CROSSOVER WITH THE FUND INDUSTRY
There are synergies with Luxembourg’s role as a major international investment fund centre and the services offered by wealth managers. “Investment funds are the preferred instruments for our portfolio management. They have the double advantage of allowing great diversification in terms of assets and geographies as well as benefiting from a moderate cost structure,” says Rodesch. As the sector has entered an unprecedented area of transparency, investors are increasingly turning towards globally recognised funds such as UCITS or RAIF. “European clients want to focus on recognised jurisdictions that are stable and transparent. To us, tailor-made wrappers such as UCITS, SIF or RAIF are an added-value to structure our clients’ wealth. If you are a large family with many members, a fund gives you a way to have one single wrapper to manage the entire wealth and then distribute it through shares to the different family members,” explains Holstenson.
Both banks administer a range of their own funds so as to offer innovative and tailor-made solutions that meet the complex needs of their clientele.

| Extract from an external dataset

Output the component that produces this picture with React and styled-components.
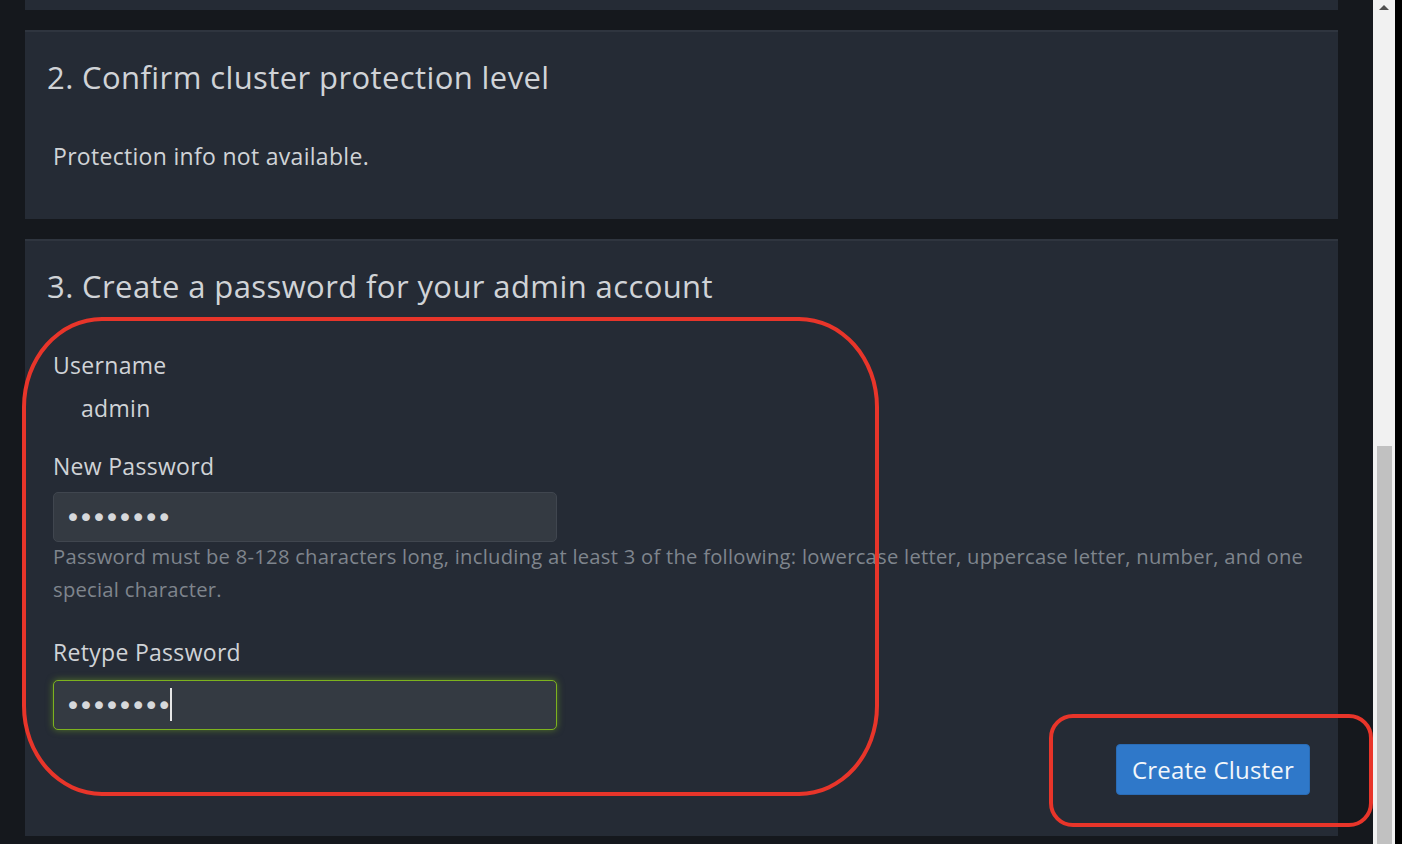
import styled, { createGlobalStyle } from 'styled-components';

const GlobalStyle = createGlobalStyle`
  html, body {
    margin: 0;
    padding: 0;
    background: #15181d;
    overflow: hidden;
  }
  * {
    box-sizing: border-box;
  }
`;

const Screen = styled.div`
  width: 1402px;
  height: 844px;
  display: flex;
  font-family: 'Open Sans', 'Noto Sans', sans-serif;
  overflow: hidden;
`;

const Main = styled.div`
  width: 1373px;
  padding: 0 35px 0 25px;
  display: flex;
  flex-direction: column;
  gap: 20px;
`;

const Card = styled.section`
  position: relative;
  background: #252b35;
  border-top: ${({ $cut }) => ($cut ? 'none' : '2px solid #2f353f')};
  height: ${({ $h }) => $h}px;
  padding: 0 22px;
  flex-shrink: 0;
`;

const Heading = styled.h2`
  margin: 0;
  padding-top: 25px;
  font-size: 31px;
  font-weight: 400;
  letter-spacing: 0.4px;
  line-height: 40px;
  color: #d0d3d7;
`;

const Info = styled.p`
  margin: 44px 0 0 6px;
  font-size: 23px;
  letter-spacing: 0.3px;
  line-height: 30px;
  color: #d0d3d7;
`;

const Form = styled.div`
  margin: 44px 0 0 6px;
  display: flex;
  flex-direction: column;
`;

const Label = styled.div`
  font-size: 23px;
  letter-spacing: 0.3px;
  line-height: 30px;
  color: #d0d3d7;
  margin-top: ${({ $mt }) => $mt || 0}px;
`;

const Value = styled(Label)`
  padding-left: 28px;
  margin-top: 13px;
`;

const Field = styled.div`
  position: relative;
  width: 504px;
  margin-top: ${({ $mt }) => $mt}px;
`;

const Input = styled.input`
  display: block;
  width: 504px;
  height: 50px;
  padding: 0 11px;
  background: #343a42;
  border: 1px solid ${({ $focus }) => ($focus ? '#7db21e' : '#40464f')};
  border-radius: 5px;
  box-shadow: ${({ $focus }) => ($focus ? '0 0 7px rgba(130, 190, 30, 0.5)' : 'none')};
  color: #d6d8db;
  font-family: 'DejaVu Sans', sans-serif;
  font-size: 27px;
  letter-spacing: -2.9px;
  outline: none;
  caret-color: transparent;
`;

const Caret = styled.span`
  position: absolute;
  left: 117px;
  top: 8px;
  width: 2px;
  height: 33px;
  background: #e6e6e6;
`;

const Help = styled.p`
  margin: -2px 0 0;
  font-size: 20.2px;
  letter-spacing: 0.26px;
  line-height: 33px;
  color: #7f858d;
  max-width: 1265px;
`;

const Actions = styled.div`
  position: absolute;
  right: 28px;
  bottom: 41px;
`;

const Button = styled.button`
  height: 51px;
  padding: 0 15px;
  background: #2f78c9;
  border: 1px solid #2a6cb6;
  border-radius: 4px;
  color: #f2f6fb;
  font-family: 'Open Sans', 'Noto Sans', sans-serif;
  font-size: 24px;
  letter-spacing: 0.2px;
`;

const Mark = styled.div`
  position: absolute;
  left: ${({ $x }) => $x}px;
  top: ${({ $y }) => $y}px;
  width: ${({ $w }) => $w}px;
  height: ${({ $h }) => $h}px;
  border: 4px solid #e8352a;
  border-radius: ${({ $r }) => $r};
  pointer-events: none;
`;

const Scrollbar = styled.div`
  width: 22px;
  height: 844px;
  background: #f1f1f1;
  display: flex;
  flex-direction: column;
  align-items: center;
`;

const Arrow = styled.div`
  margin-top: 5px;
  width: 0;
  height: 0;
  border-left: 5px solid transparent;
  border-right: 5px solid transparent;
  border-bottom: 5px solid #505050;
`;

const Thumb = styled.div`
  margin-top: 436px;
  width: 15px;
  flex: 1;
  background: #c1c1c1;
`;

const Edge = styled.div`
  width: 7px;
  height: 844px;
  background: #000;
`;

export default function App() {
  return (
    <>
      <GlobalStyle />
      <Screen>
        <Main>
          <Card $cut $h={10} />
          <Card $h={189}>
            <Heading>2. Confirm cluster protection level</Heading>
            <Info>Protection info not available.</Info>
          </Card>
          <Card $h={597}>
            <Heading>3. Create a password for your admin account</Heading>
            <Form>
              <Label>Username</Label>
              <Value>admin</Value>
              <Label $mt={28}>New Password</Label>
              <Field $mt={11}>
                <Input type="password" defaultValue="abcdefgh" readOnly />
              </Field>
              <Help>
                Password must be 8-128 characters long, including at least 3 of the following: lowercase letter,
                uppercase letter, number, and one special character.
              </Help>
              <Label $mt={31}>Retype Password</Label>
              <Field $mt={13}>
                <Input type="password" defaultValue="abcdefgh" readOnly $focus />
                <Caret />
              </Field>
            </Form>
            <Actions>
              <Button>Create Cluster</Button>
            </Actions>
          </Card>
          <Mark $x={22} $y={317} $w={857} $h={479} $r="80px / 90px" />
          <Mark $x={1049} $y={714} $w={324} $h={113} $r="24px" />
        </Main>
        <Scrollbar>
          <Arrow />
          <Thumb />
        </Scrollbar>
        <Edge />
      </Screen>
    </>
  );
}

“Having in-house expertise enables you to tailor funds to meet specific jurisdictional requirements or constraints,” explains Rodesch. Funds held by clients of Banque de Luxembourg are primarily managed by BLI – Banque de Luxembourg Investments – the bank’s specialist asset management company that is active in equities, bonds and multi-asset strategies.
Most of our clients, regardless of their nationality or country of residence, consider that long-term value is only possible by taking into account sustainable development.
INVESTING WITH A CONSCIENCE
“Banque de Luxembourg has been a pioneer in sustainable investing in the Grand Duchy. In 2007, when we launched our first SRI fund, our clientele from Belgium, the Netherlands and the Nordic countries had the greatest appetite for responsible investment solutions. Today, most of our clients, regardless of their nationality or country of residence, consider that long-term value is only possible by taking into account sustainable development,” says Rodesch.
European clients want to focus on recognised jurisdictions that are stable and transparent.
ESG investing — or strategies that take a company’s environmental, social and governance factors into consideration — grew to more than 30 trillion dollars in 2018, according to the Global Sustainable Investment Alliance. This is projected to grow exponentially, with the younger generation and millennials leading the way.
Sustainable investments are showing increasing importance as investors look to be more selective in navigating volatile markets. Private banks have been quick to adapt their product offering to their clients’ growing interest in aligning their investments with their personal values.
Since its first SRI fund launched 10 years ago, Banque de Luxembourg has strengthened its offering with additional microfinance funds and a new SRI fund launched in 2018 as well as an investment mandate that integrates third-party managers.
The urgency of global issues has challenged HNWIs to consider how they can leave a legacy greater than just financial security to the next generation.
“Our clients are looking to play a more active role as responsible global citizens,” notes Holstenson.
“In the field of portfolio management, we were early pioneers in sustainable investment funds and funds with an environmental aspect. In 2000 we launched a strategy that invests in water, the first of its kind. By embedding responsible investing aspects at every stage of our value chain, we give our clients a thorough understanding of sustainable issues surrounding the management of their wealth.”
DIGITALISATION AS AN ENABLER
“Digitalisation of services has become a key challenge for banks. The expectations of our clients are changing. Many of them now want to extend their online banking experience,” explains Rodesch.
Banque de Luxembourg has been fast in grasping changing expectations by modernising its digital tools with mobile banking and front-office interfaces in order to offer a seamless experience, real-time activity monitoring and new features with the highest possible level of security.
Back-office operations are where private banks can benefit the most from digitalisation.
“The impacts linked to the fall in interest rates decided by the European Central Bank as well as regulatory constraints greatly increase the pressure on the margins of all banking players. To limit as much as possible the impact of these drops in income on our customers, we automate many tasks and back-office operations and thus make our organisation more efficient.”
While digitalisation continues to have a significant impact on the business and operating models of financial institutions worldwide, the industry agrees that wealth management will remain a “people business”, with the digital component acting as an enabler to serve clients better, rather than completely replacing relationship managers.
“While more digitalisation is inevitable, that does not mean that we are putting the human dimension aside. On the contrary, client relationship, trust and proximity are the foundation of the industry and contribute to creating a long-lasting relation that cannot be shaken by the digital revolution,” adds Rodesch.
Clients still expect personal face-to-face interaction and personal advice from their advisors and a robot cannot replace this sort of interaction
Holstenson explains: “Wealth managers are not as impacted by digitalisation as is the case for retail banks, because we are serving the complex needs of sophisticated clients, crafting a unique solution for each family’s individual needs. They still expect personal face-to-face interaction and personal advice from their advisors and a robot cannot replace this sort of interaction,” concludes Holstenson.